Every financial quarter for more than a decade, Google
reports around 15 to 20% less revenue per click (cost-per-click) from
the prior year. Every quarter, year after year, it makes less money per
click.
Google has been able to outrun this steep deflation in
its advertising business because it manages to grow its paid clicks two
to three times faster than what it loses per click.
It's not
realistic or sustainable for traditional media to grow at such rates.
It's not sustainable for Google either. How many more ads can it find
places to show especially on tiny mobile screens?
This is
Google's big secret: Its ads are less effective yet it finds more places
to show ads. This means our experience of the internet with Google is
going to be more ads as it tries to outrun the deflation of its click
revenues.
It's too late for the media industry to reach a more equitable deal
with the internet giants, and with no future in advertising, media
companies have had to develop multiple revenue streams -- a Heinz 57
business model.
The ambition of every journalist is the same as
their news organization: To be read by as many people as possible.
Paywalls limit distribution and limit audience size, the very opposite
of what the internet provides!
Google and Facebook are actively
supporting subscriptions for news media and both recently launched
initiatives to help newspapers sign up more subscribers. Mark
Zuckerberg wrote in a recent New York Times editorial that Facebook helps even further by not taking a cut of subscription money (Apple charges 30% commission).
Will
subscriptions save the media industry even without Facebook taking a
commission? No. But in the meantime, it will create a huge digital
divide -- between those who can pay for high-quality news and
information and those who cannot afford them. A New York Times digital subscription is $195 per year and that's just one publication.

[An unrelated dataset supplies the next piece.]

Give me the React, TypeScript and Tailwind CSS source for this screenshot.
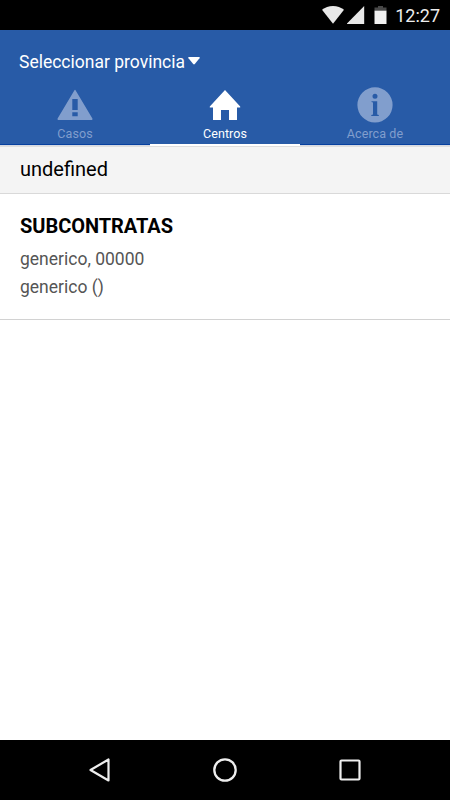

The digital divide, which divides society in terms of internet access and computer availability, is about to get far worse.
There will be free news and other information, but will you be able to trust it?
If people won't pay for the content they should be reading, then
special interest groups with hidden agendas will gladly produce the free
content they want people to read.
This digital divide of
paywalls will strand a huge population on the free side of the web --
the bad side. Free content will expose a huge part of our population to
political and other nefarious manipulation.
Those with cash to
pass through the paywalls will live better lives. They will have the
advantage of high-quality information on every aspect of their lives.
They will be better protected from harmful content, from hate speech,
from fake news. And they will be less susceptible to covert
manipulation.
Paywalls may help create a sustainable media
business model, but at the cost of an unsustainable divide in
information, it is harmful.
Bridging the digital divide made
sense when advertising was able to support free access to the type of
information that improves people's lives. Providing everyone with
internet access now means everyone can be exposed to a powerful digital
propaganda machine that tries to manipulate and divide people.
Bridging
the digital divide without solving the issue of open access to the best
news sources and information means dragging people into a digital world
where they are now more vulnerable to exploitation, fraud, and
manipulation. This digital divide has no easy solutions.